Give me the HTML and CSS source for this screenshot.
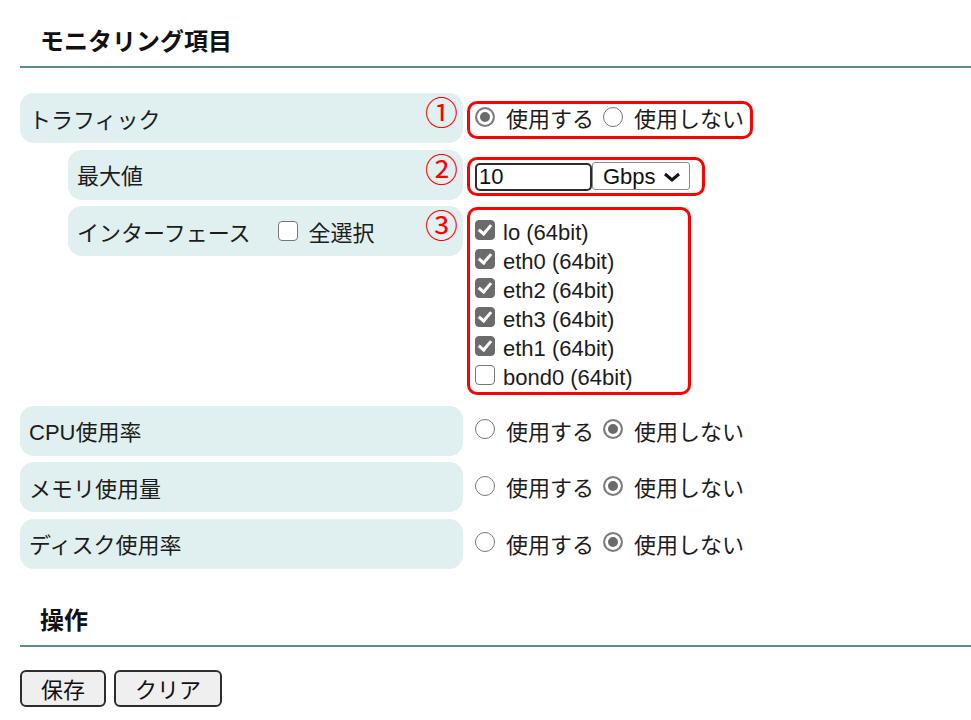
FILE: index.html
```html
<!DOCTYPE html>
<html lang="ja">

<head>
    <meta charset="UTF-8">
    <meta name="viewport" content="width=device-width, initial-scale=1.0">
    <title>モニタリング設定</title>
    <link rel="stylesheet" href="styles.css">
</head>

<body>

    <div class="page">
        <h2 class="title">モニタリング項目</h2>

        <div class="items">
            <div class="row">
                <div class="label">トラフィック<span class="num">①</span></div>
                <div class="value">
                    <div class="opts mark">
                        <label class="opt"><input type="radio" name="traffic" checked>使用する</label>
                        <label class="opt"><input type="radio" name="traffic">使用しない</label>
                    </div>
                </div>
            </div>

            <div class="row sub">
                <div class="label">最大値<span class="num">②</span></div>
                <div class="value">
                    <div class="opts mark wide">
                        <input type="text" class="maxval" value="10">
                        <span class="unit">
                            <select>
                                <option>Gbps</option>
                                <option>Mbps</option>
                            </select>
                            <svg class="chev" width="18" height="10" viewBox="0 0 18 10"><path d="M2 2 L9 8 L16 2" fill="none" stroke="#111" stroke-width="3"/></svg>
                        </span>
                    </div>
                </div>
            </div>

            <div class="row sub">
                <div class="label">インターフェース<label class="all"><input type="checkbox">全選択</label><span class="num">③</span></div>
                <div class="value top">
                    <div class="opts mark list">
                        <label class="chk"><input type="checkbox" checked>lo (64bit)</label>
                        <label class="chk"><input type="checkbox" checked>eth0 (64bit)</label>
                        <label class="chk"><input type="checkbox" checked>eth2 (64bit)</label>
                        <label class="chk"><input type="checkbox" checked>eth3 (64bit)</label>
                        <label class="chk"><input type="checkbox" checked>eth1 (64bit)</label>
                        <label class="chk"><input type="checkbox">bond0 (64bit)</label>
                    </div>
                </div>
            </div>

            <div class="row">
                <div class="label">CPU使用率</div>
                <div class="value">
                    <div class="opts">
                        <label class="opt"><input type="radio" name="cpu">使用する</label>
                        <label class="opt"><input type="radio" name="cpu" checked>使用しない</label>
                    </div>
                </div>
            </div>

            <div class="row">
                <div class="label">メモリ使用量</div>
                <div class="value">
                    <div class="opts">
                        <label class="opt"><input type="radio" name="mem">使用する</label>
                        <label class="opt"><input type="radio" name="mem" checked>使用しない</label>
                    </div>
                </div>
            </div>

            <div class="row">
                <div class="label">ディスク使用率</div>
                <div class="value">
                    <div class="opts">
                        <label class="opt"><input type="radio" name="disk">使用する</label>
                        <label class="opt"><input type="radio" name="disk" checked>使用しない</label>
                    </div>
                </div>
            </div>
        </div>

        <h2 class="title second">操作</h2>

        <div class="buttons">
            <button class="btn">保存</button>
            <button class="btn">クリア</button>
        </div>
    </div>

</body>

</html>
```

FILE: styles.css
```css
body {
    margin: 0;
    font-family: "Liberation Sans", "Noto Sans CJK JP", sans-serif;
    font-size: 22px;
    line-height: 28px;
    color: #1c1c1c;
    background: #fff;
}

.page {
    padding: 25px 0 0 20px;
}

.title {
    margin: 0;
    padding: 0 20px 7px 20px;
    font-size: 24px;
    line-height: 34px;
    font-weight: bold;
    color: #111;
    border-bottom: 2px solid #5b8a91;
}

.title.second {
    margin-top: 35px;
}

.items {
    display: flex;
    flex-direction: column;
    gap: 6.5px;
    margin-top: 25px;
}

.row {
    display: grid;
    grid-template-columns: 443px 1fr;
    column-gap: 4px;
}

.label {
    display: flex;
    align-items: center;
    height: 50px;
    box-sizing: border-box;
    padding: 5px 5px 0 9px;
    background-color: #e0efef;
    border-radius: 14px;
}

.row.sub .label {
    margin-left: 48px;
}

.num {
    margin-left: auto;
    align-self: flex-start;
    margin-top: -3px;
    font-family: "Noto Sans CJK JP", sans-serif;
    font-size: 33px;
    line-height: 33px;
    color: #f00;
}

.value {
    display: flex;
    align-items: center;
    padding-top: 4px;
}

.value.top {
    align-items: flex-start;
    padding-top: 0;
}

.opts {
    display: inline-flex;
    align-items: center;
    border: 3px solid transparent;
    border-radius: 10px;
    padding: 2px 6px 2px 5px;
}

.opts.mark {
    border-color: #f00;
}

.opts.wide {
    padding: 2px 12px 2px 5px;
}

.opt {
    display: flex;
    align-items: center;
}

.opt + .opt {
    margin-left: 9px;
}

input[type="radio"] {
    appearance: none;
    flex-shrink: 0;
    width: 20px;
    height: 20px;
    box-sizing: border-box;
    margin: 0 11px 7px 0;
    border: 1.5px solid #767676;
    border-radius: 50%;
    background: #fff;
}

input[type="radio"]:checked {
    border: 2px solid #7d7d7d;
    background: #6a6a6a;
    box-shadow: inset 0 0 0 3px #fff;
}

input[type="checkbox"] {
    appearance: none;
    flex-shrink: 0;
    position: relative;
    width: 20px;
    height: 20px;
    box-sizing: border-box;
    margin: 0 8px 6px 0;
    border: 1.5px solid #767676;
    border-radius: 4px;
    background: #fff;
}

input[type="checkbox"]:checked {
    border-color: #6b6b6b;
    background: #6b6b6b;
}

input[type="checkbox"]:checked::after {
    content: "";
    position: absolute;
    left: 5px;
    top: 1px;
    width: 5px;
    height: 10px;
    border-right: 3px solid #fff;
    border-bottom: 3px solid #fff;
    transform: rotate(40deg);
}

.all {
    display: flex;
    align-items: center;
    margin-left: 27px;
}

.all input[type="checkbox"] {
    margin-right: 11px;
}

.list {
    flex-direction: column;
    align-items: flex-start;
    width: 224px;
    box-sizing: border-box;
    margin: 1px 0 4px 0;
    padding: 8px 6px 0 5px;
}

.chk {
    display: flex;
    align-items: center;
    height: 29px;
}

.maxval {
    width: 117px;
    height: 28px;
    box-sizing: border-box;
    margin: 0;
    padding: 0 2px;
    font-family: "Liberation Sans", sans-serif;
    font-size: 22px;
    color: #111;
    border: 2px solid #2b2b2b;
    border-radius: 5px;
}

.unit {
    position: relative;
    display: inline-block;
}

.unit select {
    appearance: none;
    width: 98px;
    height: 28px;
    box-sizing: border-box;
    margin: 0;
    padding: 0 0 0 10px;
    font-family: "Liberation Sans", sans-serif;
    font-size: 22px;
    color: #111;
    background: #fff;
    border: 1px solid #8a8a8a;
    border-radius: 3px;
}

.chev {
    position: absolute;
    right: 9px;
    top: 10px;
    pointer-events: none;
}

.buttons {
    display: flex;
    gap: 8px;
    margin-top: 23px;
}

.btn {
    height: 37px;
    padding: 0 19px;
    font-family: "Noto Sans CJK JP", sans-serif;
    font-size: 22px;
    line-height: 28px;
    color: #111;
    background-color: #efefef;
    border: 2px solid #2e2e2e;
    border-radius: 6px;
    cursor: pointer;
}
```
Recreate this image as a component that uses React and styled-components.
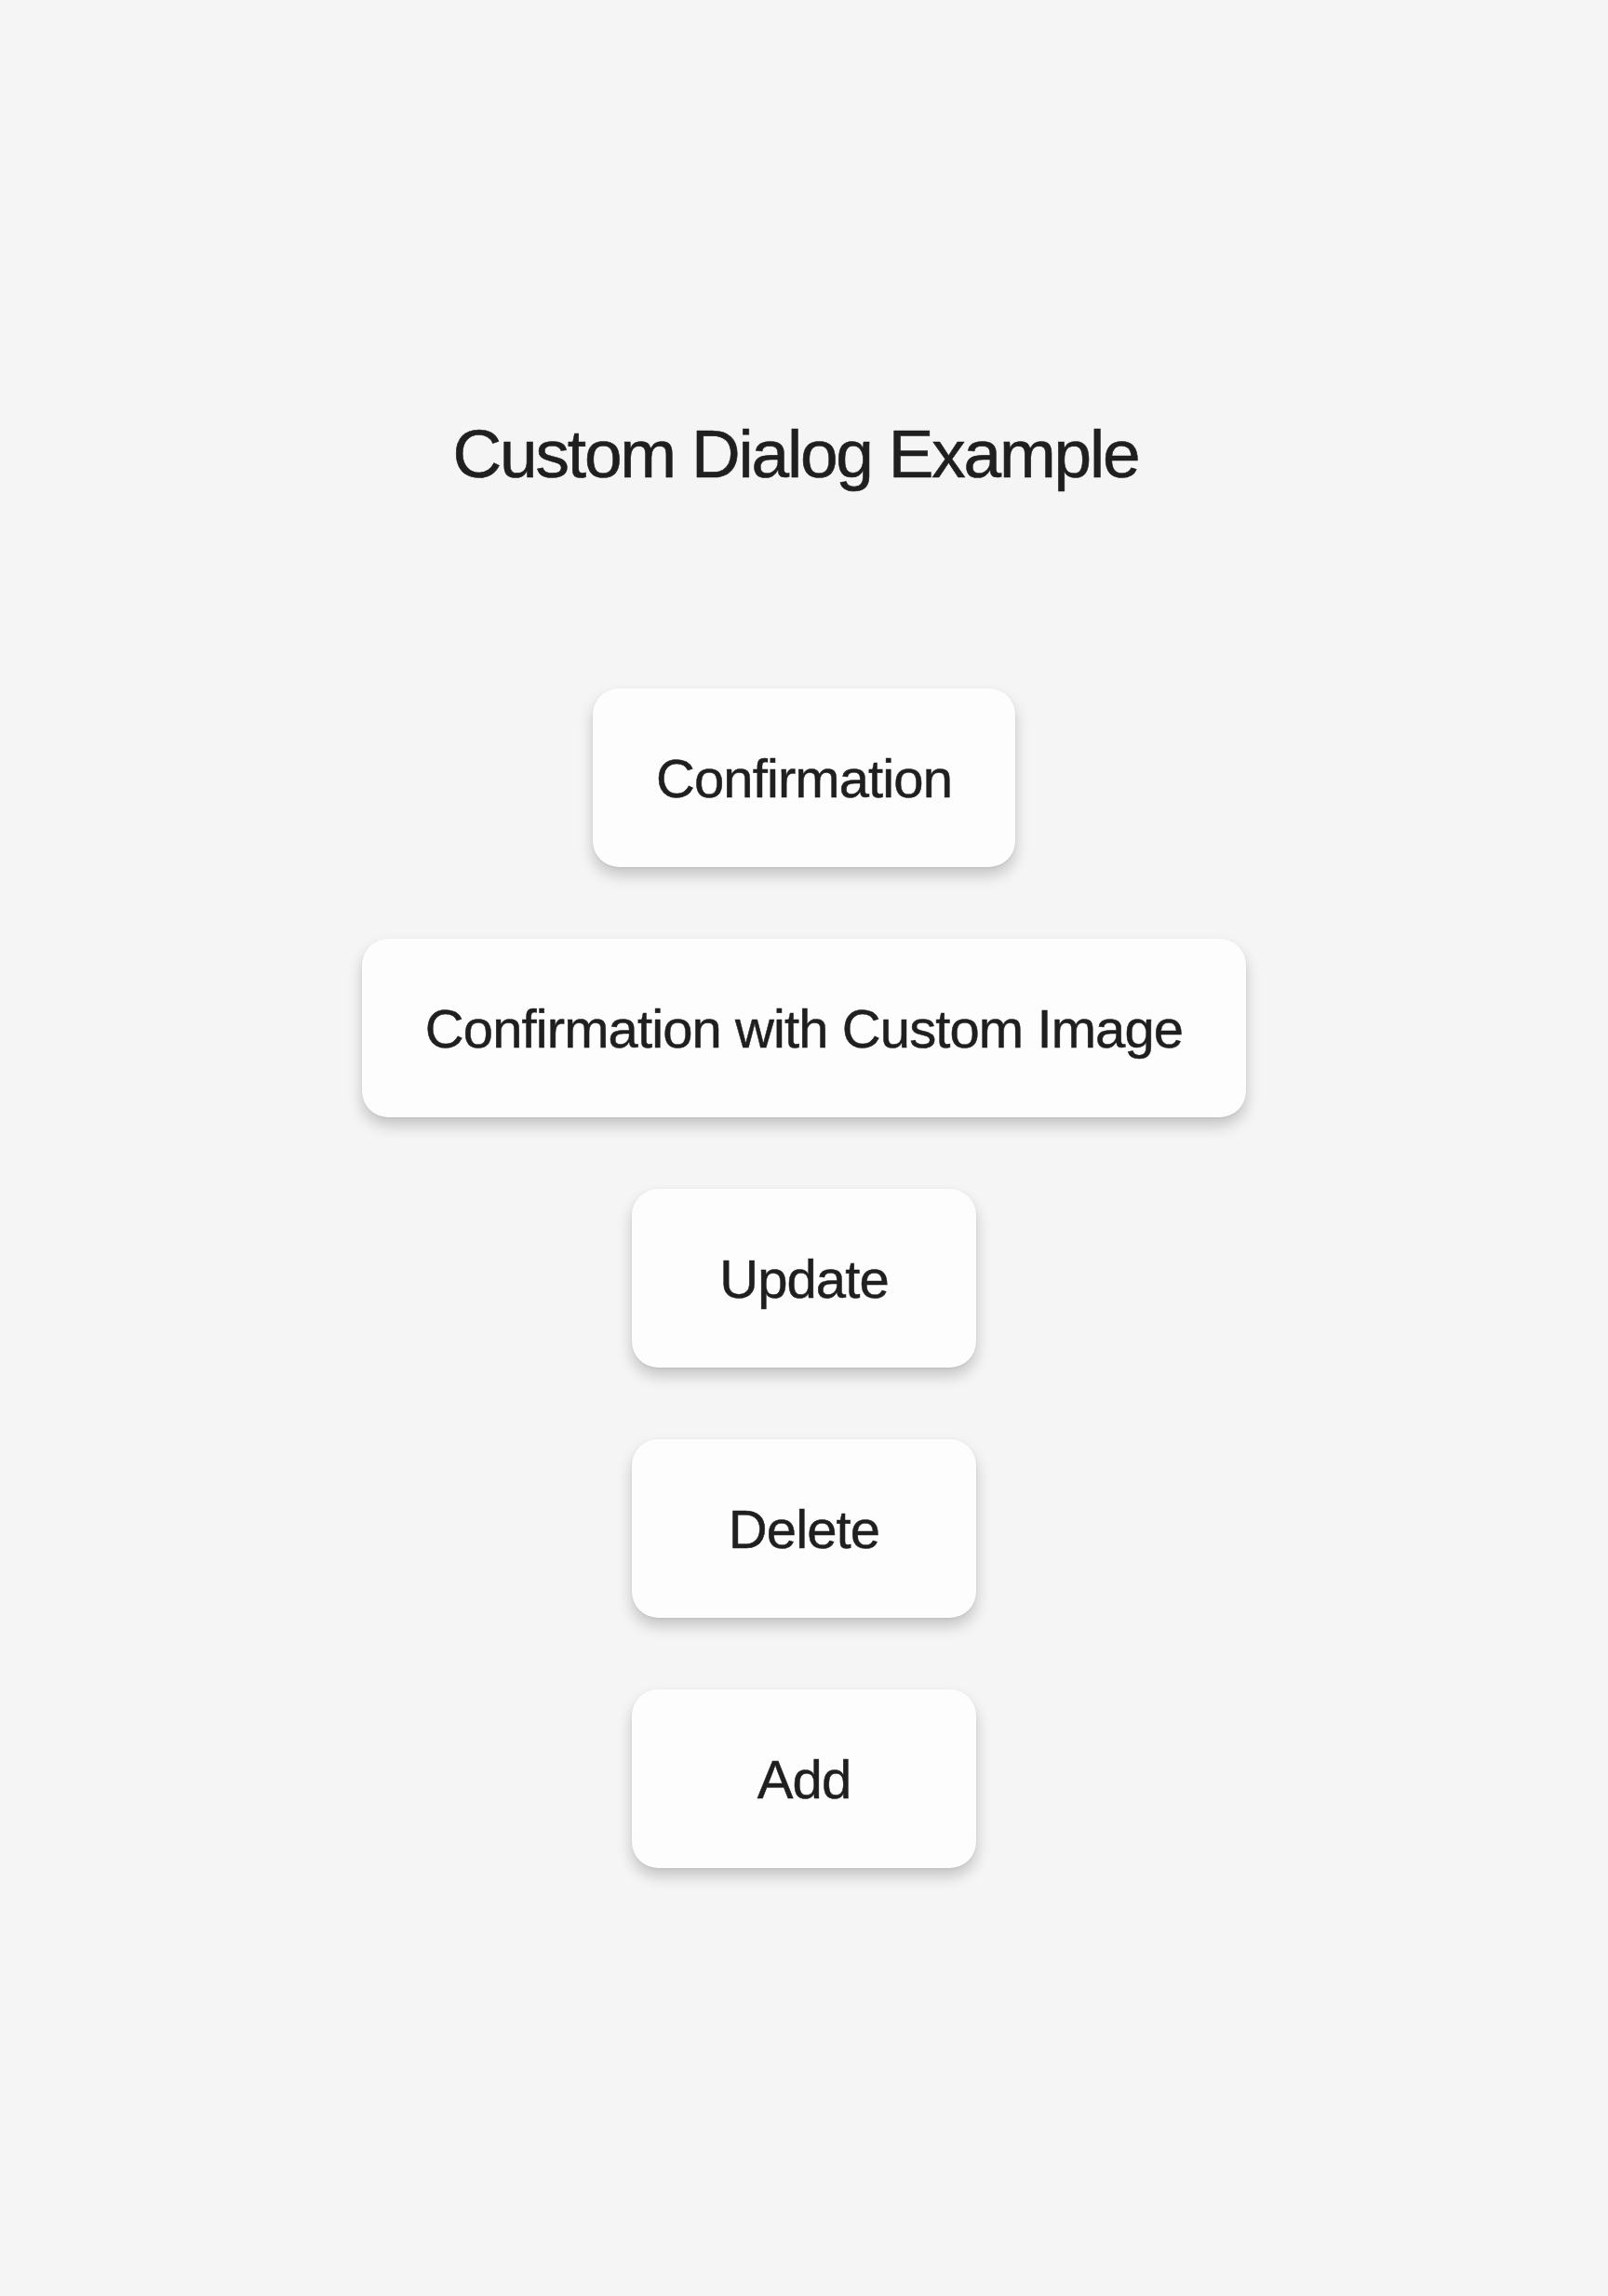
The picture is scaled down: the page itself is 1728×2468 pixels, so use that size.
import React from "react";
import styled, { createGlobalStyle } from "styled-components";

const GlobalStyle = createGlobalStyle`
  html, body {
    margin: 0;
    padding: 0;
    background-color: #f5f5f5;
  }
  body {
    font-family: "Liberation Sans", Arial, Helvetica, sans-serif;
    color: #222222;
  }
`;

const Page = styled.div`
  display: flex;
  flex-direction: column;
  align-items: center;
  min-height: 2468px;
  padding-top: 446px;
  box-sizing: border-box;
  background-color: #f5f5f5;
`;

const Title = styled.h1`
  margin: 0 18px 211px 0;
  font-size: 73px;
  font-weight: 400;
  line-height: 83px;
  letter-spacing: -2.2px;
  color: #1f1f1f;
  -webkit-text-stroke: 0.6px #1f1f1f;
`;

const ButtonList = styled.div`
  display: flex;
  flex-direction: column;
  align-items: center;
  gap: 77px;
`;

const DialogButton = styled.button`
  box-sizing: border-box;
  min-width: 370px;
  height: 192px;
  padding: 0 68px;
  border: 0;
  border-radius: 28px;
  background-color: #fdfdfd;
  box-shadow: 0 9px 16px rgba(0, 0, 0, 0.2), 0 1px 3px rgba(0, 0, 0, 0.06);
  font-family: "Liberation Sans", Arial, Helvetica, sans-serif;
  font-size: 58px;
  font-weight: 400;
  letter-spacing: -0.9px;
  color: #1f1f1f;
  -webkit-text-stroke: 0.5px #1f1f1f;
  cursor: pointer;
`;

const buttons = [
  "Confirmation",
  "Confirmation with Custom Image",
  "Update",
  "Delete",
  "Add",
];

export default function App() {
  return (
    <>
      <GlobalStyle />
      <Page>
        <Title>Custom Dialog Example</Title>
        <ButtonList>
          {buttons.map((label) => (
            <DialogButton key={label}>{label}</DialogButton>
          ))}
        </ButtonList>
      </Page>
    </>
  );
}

═══

▶ _GOAL_: Pick out the lines above containing the word "React", then copy them.

▶ _RESPONSE TO THIS TASK_:
Recreate this image as a component that uses React and styled-components.
import React from "react";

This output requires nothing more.